Roger Seiter : Pas normalement, c’est sûr. Le tome 1est quasiment terminé. C’est pour moi un nouveau terrain de jeu, comme le sont déjà « Fog » et « Dies Irae ». Pour la première fois, on mélange roman maritime et polar, en tout cas en BD ( David Donachie fait un peu la même chose en roman, mais en restant néanmoins plus proche du roman maritime anglais ). Quel sujet peut autant faire rêver que la marine à voiles de la fin 18 eme, début 19 eme ? Et puis, Johannes Roussel fait un travail fantastique sur les vaisseaux et les ambiances maritimes.

Mais c’est le public qui décidera. Pour l’instant, il s’agit d’une histoire en deux volumes. Nous continuerons si le public suit …

Sceneario.com : Que pensez vous du systeme de faire connaitre les 1er tomes d’une bande dessinée grace à la creation d’un site correspondant à l’oeuvre ?

Roger Seiter : Internet est un outil fantastique, qui permet de diffuser facilement les informations. Dans le cas d’HMS, le site conçu par Johannes permet de montrer le projet six mois avant la sortie de l’album. C’est tout bénéfice pour le public, qui peut ainsi se faire une idée.
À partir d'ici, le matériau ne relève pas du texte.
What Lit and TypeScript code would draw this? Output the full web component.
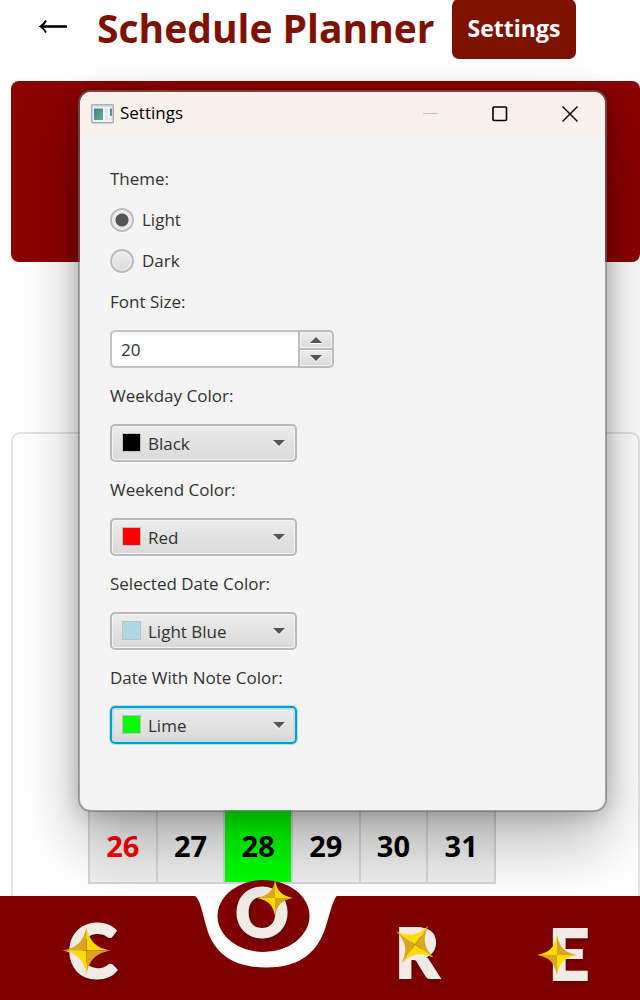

Je ne peux être que pour ce genre d’initiative si elle est possible financièrement.

Sceneario.com : Quels sont vos projets futurs ?

Roger Seiter : En plus de poursuivre les trois séries déjà existantes, j’ai encore quelques envies. Notamment une uchronie, dont le scénario du tome 1 est déjà écrit et peut-être une série médiévale ( fantastique ? ), car c’est un univers que je connais très bien et dans lequel je n’ai paradoxalement encore rien publié de sérieux. Mais terminons déjà bien ce qui est en cours.

Sceneario.com : Vous arrive-t-il de lire d’autres BD …

Roger Seiter : Assez peu, à vrai dire. J’aime bien le travail de Chauzy et Jonquet chez Casterman ( La Vie de ma Mère ou DRH ) et je trouve que les scénarii de Frank Giroud sont toujours de grande qualité. Je pourrais également citer les albums de Taniguchi, qui sont merveilleux ( Quartiers Lointains, etc …). Mais je ne lis pas grand chose et je passe probablement à côté de chefs d’œuvres.

Sceneario.com : Pour finir, votre dernier coup de cœur au cinéma , et en littérature ?

Roger Seiter : Je ne vais que peu au cinéma, mais je suis assez bon public. En fait, j’y vais plutôt avec mes enfants. J’ai bien aimé la trilogie du « Seigneur des Anneaux », mais j’étais déjà au départ un fan du roman. Quant à la littérature, c’est très varié. Je citerai les trois derniers romans de Maxime Chatam et je suis actuellement plongé dans « Le Pendule de Foucault » d’Umberto Eco, que je trouve fascinant.